Análise crítica/interpretativa

O artigo que analisamos apresenta uma característica muito interessante a partir dos tópicos de pesquisa efetuada por Keller, que o próprio sintetiza em sugestões para o futuro (numa perspetiva de limitações evidenciadas no mesmo) a saber:

Emoções e sentimentos da marca – partindo do próprio conceito de marca, que Keller (2003) e John et al. (2006) elaboraram, “como sendo o que os consumidores sabem, pensam e sentem acerca da marca”, destaca um conjunto de perguntas desafiadoras de novos desenvolvimentos centradas nas emoções e nos sentimentos dos consumidores.

Os intangíveis da marca – a diferenciação aumenta os intangíveis da marca que podem assumir diversas formas escrutináveis pelos consumidores, pelo que se 5 levantam um conjunto de interrogações que poderão ser campo para novas investigações, em torno de opiniões, herança, posição, expetativas e natureza subjetiva da marca.

O posicionamento da marca – em torno do posicionamento que os consumidores possuem de uma marca em detrimento de outras, a prática evidencia que o interesse se reflete essencialmente para os produtos que se consomem. Mas isto não dispensa que novas questões deixem de ser colocadas em torno da estratégia, do conhecimento, do envolvimento e do cuidar da marca para e pelos consumidores. –

O propósito da marca, o storytelling e as narrativas – reflete a mudança do ambiente de marketing e dos objetivos sociais que envolvem as marcas, dos quais emergem perguntas acerca do propósito das marcas e da sua importância para os consumidores, bem como das narrativas potenciais em torno dos produtos ou serviços.

Medir a marca – é uma questão sempre em aberto, hoje mais que nunca, com recurso a novas técnicas (que não os focus group e os inquéritos) como técnicas neuronais, ainda não suficientemente validadas, necessárias num contexto cada vez mais digital e tecnológico.

Conclusão

O artigo em preço evidencia a relevância da marca. Keller conclui referindo que “marcas e consumidores estão inequivocamente ligados”, na medida em que “as marcas existem para os consumidores” e os consumidores geram o “valor da marca”. A influência e o papel da marca mudarão dramaticamente, referem Oh et al. (2020).
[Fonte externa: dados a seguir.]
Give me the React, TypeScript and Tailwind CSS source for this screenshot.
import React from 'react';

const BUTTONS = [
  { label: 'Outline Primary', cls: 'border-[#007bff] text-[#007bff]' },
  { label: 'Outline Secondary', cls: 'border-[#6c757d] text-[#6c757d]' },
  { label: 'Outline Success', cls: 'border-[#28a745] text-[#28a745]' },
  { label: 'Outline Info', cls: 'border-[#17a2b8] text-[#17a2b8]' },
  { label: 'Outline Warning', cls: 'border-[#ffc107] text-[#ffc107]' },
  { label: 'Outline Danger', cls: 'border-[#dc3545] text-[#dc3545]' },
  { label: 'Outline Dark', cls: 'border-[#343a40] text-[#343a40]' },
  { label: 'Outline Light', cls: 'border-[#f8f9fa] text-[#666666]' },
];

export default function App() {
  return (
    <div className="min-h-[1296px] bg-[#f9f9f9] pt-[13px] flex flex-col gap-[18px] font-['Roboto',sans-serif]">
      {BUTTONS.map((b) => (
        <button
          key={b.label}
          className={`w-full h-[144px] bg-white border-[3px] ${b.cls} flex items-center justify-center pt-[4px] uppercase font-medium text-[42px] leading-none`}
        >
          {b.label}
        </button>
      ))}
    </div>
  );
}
Isto está implícito nas perguntas deixadas pelo próprio Keller depois da abordagem dos cinco tópicos. Qual o papel da marca num mundo cada vez mais digital, onde cresce a realidade aumentada (VA) e a virtual (VR) e onde as plataformas online interagem com os wearables da internet of things (IoT)? Gerir comunicação e marcas, reconhecendo o papel dos consumidores numa realidade em mudança acelerada são questões para as quais o artigo deixa pistas de investigação e reconhece que que não possui respostas acabadas.

Referências Bibliográficas

Brick, Danielle J., Grainne M. Fitzsimons, Tanya L. Chartrand, and Gavan J. Fitzsimons (2018), “Coke vs. Pepsi: Brand Compatibility, Relationship Power, and Life Satisfaction,” Journal of Consumer Research, 44 (5), 991– 1014.
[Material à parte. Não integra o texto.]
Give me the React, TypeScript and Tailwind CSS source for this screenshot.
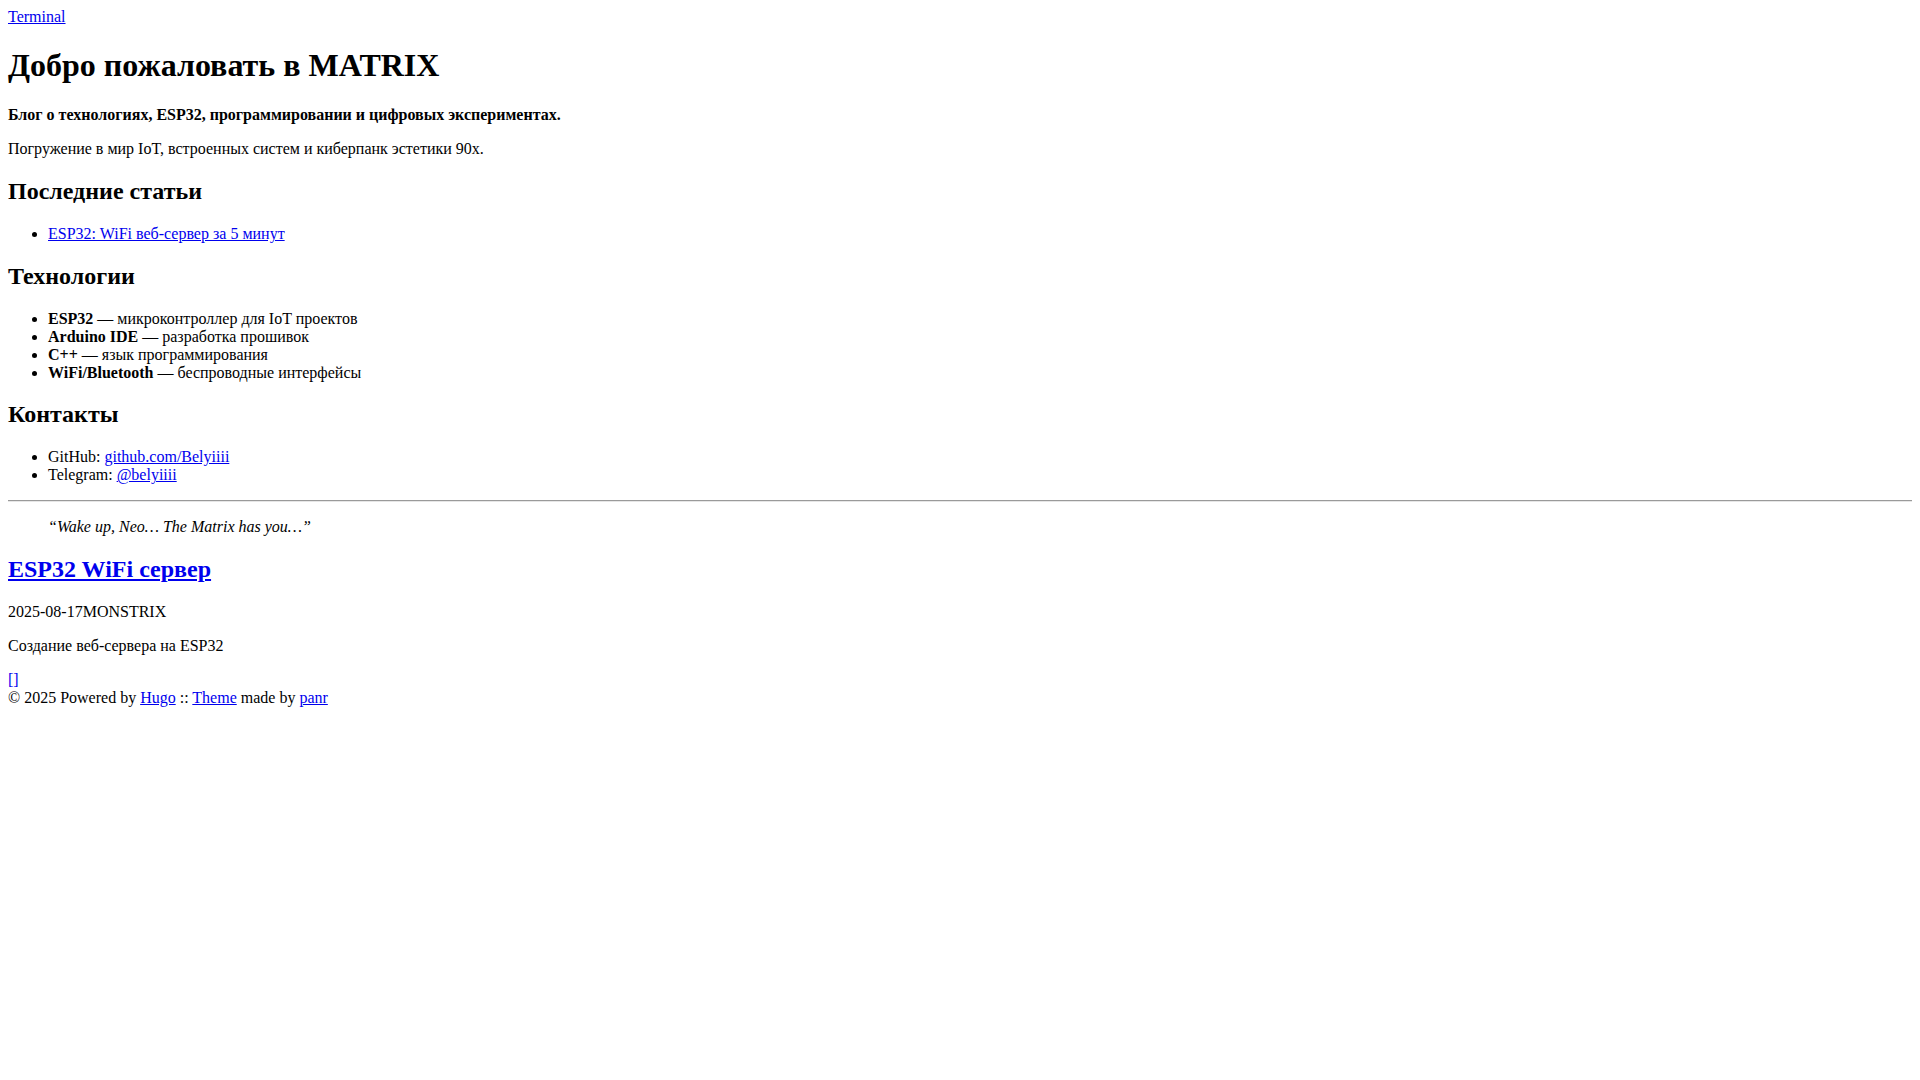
const link = 'text-[#0000ee] underline';

const techs = [
  { name: 'ESP32', text: 'микроконтроллер для IoT проектов' },
  { name: 'Arduino IDE', text: 'разработка прошивок' },
  { name: 'C++', text: 'язык программирования' },
  { name: 'WiFi/Bluetooth', text: 'беспроводные интерфейсы' },
];

export default function App() {
  return (
    <div className="min-h-screen bg-white p-2 font-['Liberation_Serif','Times_New_Roman',serif] text-[16px] leading-[normal] text-black">
      <div>
        <a href="#" className={link}>Terminal</a>
      </div>

      <h1 className="my-[0.67em] text-[32px] font-bold">Добро пожаловать в MATRIX</h1>

      <p className="my-4">
        <strong className="font-bold">Блог о технологиях, ESP32, программировании и цифровых экспериментах.</strong>
      </p>
      <p className="my-4">Погружение в мир IoT, встроенных систем и киберпанк эстетики 90х.</p>

      <h2 className="my-[0.83em] text-[24px] font-bold">Последние статьи</h2>
      <ul className="my-4 list-disc pl-10">
        <li>
          <a href="#" className={link}>ESP32: WiFi веб-сервер за 5 минут</a>
        </li>
      </ul>

      <h2 className="my-[0.83em] text-[24px] font-bold">Технологии</h2>
      <ul className="my-4 list-disc pl-10">
        {techs.map((t) => (
          <li key={t.name}>
            <strong className="font-bold">{t.name}</strong> — {t.text}
          </li>
        ))}
      </ul>

      <h2 className="my-[0.83em] text-[24px] font-bold">Контакты</h2>
      <ul className="my-4 list-disc pl-10">
        <li>
          GitHub: <a href="#" className={link}>github.com/Belyiiii</a>
        </li>
        <li>
          Telegram: <a href="#" className={link}>@belyiiii</a>
        </li>
      </ul>

      <hr className="my-2 h-0 border-0 border-t border-b border-t-[#9a9a9a] border-b-[#e6e6e6]" />

      <blockquote className="mx-10 my-4">
        <p className="my-4">
          <em className="italic">“Wake up, Neo… The Matrix has you…”</em>
        </p>
      </blockquote>

      <article>
        <h2 className="my-[0.83em] text-[24px] font-bold">
          <a href="#" className={link}>ESP32 WiFi сервер</a>
        </h2>
        <p className="my-4">
          <span>2025-08-17</span>
          <span>MONSTRIX</span>
        </p>
        <p className="my-4">Создание веб-сервера на ESP32</p>
      </article>

      <footer>
        <div>
          <a href="#" className="text-[#0000ee]">[]</a>
        </div>
        <div>
          © 2025 Powered by <a href="#" className={link}>Hugo</a> :: <a href="#" className={link}>Theme</a> made by{' '}
          <a href="#" className={link}>panr</a>
        </div>
      </footer>
    </div>
  );
}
Huang, Xun (Irene), Zhongqiang (Tak) Huang, and Robert S. Wyer Jr. (2018), “The Influence of Social Crowding on Brand Attachment,” Journal of Consumer Research, 44 (5), 1068–84.

John, Deborah R., Barbara Loken, Kyeongheui Kim, and Alokparna Basu Monga (2006), “Brand Concept Maps: A Methodology for Identifying Brand Association Networks,” Journal of Marketing Research, 43 (4), 549–63.

Keller, K. L. (2020). Consumer research insights on brands and branding: a JCR curation. Journal of Consumer Research, 46(5), 995-1001.

Keller, K. L. (2021). The Future of Brands and Branding: An Essay on Multiplicity, Heterogeneity, and Integration. Journal of Consumer Research, 48(4), 527-540.

Keller, Kevin Lane (2003), “Brand Synthesis: The Multidimensionality of Brand Knowledge,” Journal of Consumer Research, 29 (4), 595–600.

Khamitov, M., Wang, X., & Thomson, M. (2019). How well do consumer-brand relationships drive customer brand loyalty? Generalizations from a meta-analysis of brand relationship elasticities. Journal of Consumer Research, 46(3), 435-459.

Oh, T. T., Keller, K. L., Neslin, S. A., Reibstein, D. J., & Lehmann, D. R. (2020). The past, present, and future of brand research. Marketing Letters, 31(2), 151-162.

Preece, Chloe, Finola Kerrigan, and Daragh O’Reilly (2019), “License to Assemble: Theorizing Brand Longevity,” Journal of Consumer Research, 46 (2), 330–50.

Puzakova, Marina and Pankaj Aggarwal (2018), “Brands as Rivals: Consumer Pursuit of Distinctiveness and the Role of Brand Anthropomorphism,” Journal of Consumer Research, 45 (4), 869–88.

Reimann, M., Nunez, S., & Castano, R. (2017). Brand-aid. Journal of Consumer Research, 44(3), 673-691.

Shen, Hao and Jaideep Sengupta (2018), “Word of Mouth versus Word of Mouse: Speaking about a Brand Connects You to It More than Writing Does,” Journal of Consumer Research, 45 (3), 595–614.

Torelli, Carlos J., Rohini Ahluwalia, Shirley Y. Y. Cheng, Nicholas J. Olson, and Jennifer L. Stoner (2017), “Redefining Home: How Cultural Distinctiveness Affects the Malleability of In-Group Boundaries and Brand Preferences,” Journal of Consumer Research, 44 (1), 44–61.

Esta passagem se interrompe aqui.